-- START OF Data section --

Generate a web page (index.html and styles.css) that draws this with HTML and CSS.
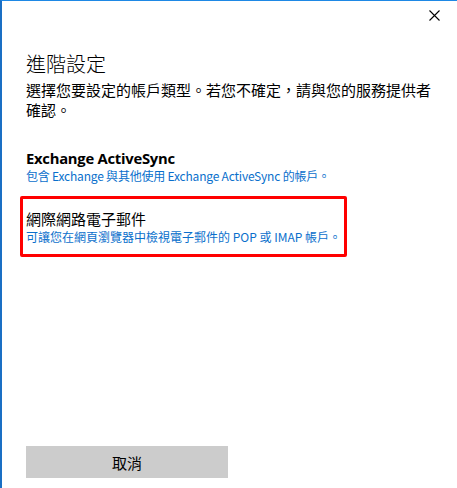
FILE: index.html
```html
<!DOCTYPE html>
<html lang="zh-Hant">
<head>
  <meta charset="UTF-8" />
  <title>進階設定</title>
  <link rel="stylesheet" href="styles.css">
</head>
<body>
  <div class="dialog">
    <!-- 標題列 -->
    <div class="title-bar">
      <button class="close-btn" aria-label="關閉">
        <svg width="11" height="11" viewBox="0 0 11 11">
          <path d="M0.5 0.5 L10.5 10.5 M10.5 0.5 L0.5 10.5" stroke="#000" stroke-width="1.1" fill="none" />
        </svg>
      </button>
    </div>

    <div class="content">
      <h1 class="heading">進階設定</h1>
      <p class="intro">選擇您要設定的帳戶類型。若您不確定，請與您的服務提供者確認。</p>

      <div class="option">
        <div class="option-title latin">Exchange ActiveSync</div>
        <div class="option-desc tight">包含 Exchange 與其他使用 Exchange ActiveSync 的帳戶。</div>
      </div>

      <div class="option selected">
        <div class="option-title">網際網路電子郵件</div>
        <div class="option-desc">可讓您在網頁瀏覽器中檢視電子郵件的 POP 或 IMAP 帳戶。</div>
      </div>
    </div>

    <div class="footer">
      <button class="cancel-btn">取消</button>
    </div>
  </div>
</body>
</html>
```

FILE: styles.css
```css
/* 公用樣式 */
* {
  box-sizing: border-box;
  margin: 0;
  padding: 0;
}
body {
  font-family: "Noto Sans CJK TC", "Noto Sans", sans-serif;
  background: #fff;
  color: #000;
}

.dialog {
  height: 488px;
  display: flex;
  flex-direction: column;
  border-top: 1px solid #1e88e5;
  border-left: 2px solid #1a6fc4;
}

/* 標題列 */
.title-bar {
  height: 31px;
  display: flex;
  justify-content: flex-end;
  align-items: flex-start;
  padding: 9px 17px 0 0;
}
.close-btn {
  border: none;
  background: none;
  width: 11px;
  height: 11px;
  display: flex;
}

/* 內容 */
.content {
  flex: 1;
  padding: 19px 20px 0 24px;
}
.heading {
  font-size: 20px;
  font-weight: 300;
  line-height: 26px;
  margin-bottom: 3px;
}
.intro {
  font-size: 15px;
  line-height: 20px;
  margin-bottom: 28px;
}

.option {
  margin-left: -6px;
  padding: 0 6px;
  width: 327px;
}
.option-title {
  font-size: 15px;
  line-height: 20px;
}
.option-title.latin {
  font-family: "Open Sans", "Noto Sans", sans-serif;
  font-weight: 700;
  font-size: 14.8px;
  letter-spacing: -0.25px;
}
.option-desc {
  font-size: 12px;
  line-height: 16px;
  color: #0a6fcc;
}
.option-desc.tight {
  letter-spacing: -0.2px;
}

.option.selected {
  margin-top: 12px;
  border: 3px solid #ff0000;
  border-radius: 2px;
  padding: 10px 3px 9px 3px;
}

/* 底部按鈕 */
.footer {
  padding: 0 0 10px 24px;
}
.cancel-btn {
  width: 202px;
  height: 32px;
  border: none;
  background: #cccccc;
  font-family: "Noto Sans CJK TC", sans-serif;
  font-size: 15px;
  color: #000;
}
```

-- END OF Data section --

▶ _What you need to do_:
Repeat the listing above exactly, with no pictures.

▶ _Result of the task_:
Generate a web page (index.html and styles.css) that draws this with HTML and CSS.
FILE: index.html
```html
<!DOCTYPE html>
<html lang="zh-Hant">
<head>
  <meta charset="UTF-8" />
  <title>進階設定</title>
  <link rel="stylesheet" href="styles.css">
</head>
<body>
  <div class="dialog">
    <!-- 標題列 -->
    <div class="title-bar">
      <button class="close-btn" aria-label="關閉">
        <svg width="11" height="11" viewBox="0 0 11 11">
          <path d="M0.5 0.5 L10.5 10.5 M10.5 0.5 L0.5 10.5" stroke="#000" stroke-width="1.1" fill="none" />
        </svg>
      </button>
    </div>

    <div class="content">
      <h1 class="heading">進階設定</h1>
      <p class="intro">選擇您要設定的帳戶類型。若您不確定，請與您的服務提供者確認。</p>

      <div class="option">
        <div class="option-title latin">Exchange ActiveSync</div>
        <div class="option-desc tight">包含 Exchange 與其他使用 Exchange ActiveSync 的帳戶。</div>
      </div>

      <div class="option selected">
        <div class="option-title">網際網路電子郵件</div>
        <div class="option-desc">可讓您在網頁瀏覽器中檢視電子郵件的 POP 或 IMAP 帳戶。</div>
      </div>
    </div>

    <div class="footer">
      <button class="cancel-btn">取消</button>
    </div>
  </div>
</body>
</html>
```

FILE: styles.css
```css
/* 公用樣式 */
* {
  box-sizing: border-box;
  margin: 0;
  padding: 0;
}
body {
  font-family: "Noto Sans CJK TC", "Noto Sans", sans-serif;
  background: #fff;
  color: #000;
}

.dialog {
  height: 488px;
  display: flex;
  flex-direction: column;
  border-top: 1px solid #1e88e5;
  border-left: 2px solid #1a6fc4;
}

/* 標題列 */
.title-bar {
  height: 31px;
  display: flex;
  justify-content: flex-end;
  align-items: flex-start;
  padding: 9px 17px 0 0;
}
.close-btn {
  border: none;
  background: none;
  width: 11px;
  height: 11px;
  display: flex;
}

/* 內容 */
.content {
  flex: 1;
  padding: 19px 20px 0 24px;
}
.heading {
  font-size: 20px;
  font-weight: 300;
  line-height: 26px;
  margin-bottom: 3px;
}
.intro {
  font-size: 15px;
  line-height: 20px;
  margin-bottom: 28px;
}

.option {
  margin-left: -6px;
  padding: 0 6px;
  width: 327px;
}
.option-title {
  font-size: 15px;
  line-height: 20px;
}
.option-title.latin {
  font-family: "Open Sans", "Noto Sans", sans-serif;
  font-weight: 700;
  font-size: 14.8px;
  letter-spacing: -0.25px;
}
.option-desc {
  font-size: 12px;
  line-height: 16px;
  color: #0a6fcc;
}
.option-desc.tight {
  letter-spacing: -0.2px;
}

.option.selected {
  margin-top: 12px;
  border: 3px solid #ff0000;
  border-radius: 2px;
  padding: 10px 3px 9px 3px;
}

/* 底部按鈕 */
.footer {
  padding: 0 0 10px 24px;
}
.cancel-btn {
  width: 202px;
  height: 32px;
  border: none;
  background: #cccccc;
  font-family: "Noto Sans CJK TC", sans-serif;
  font-size: 15px;
  color: #000;
}
```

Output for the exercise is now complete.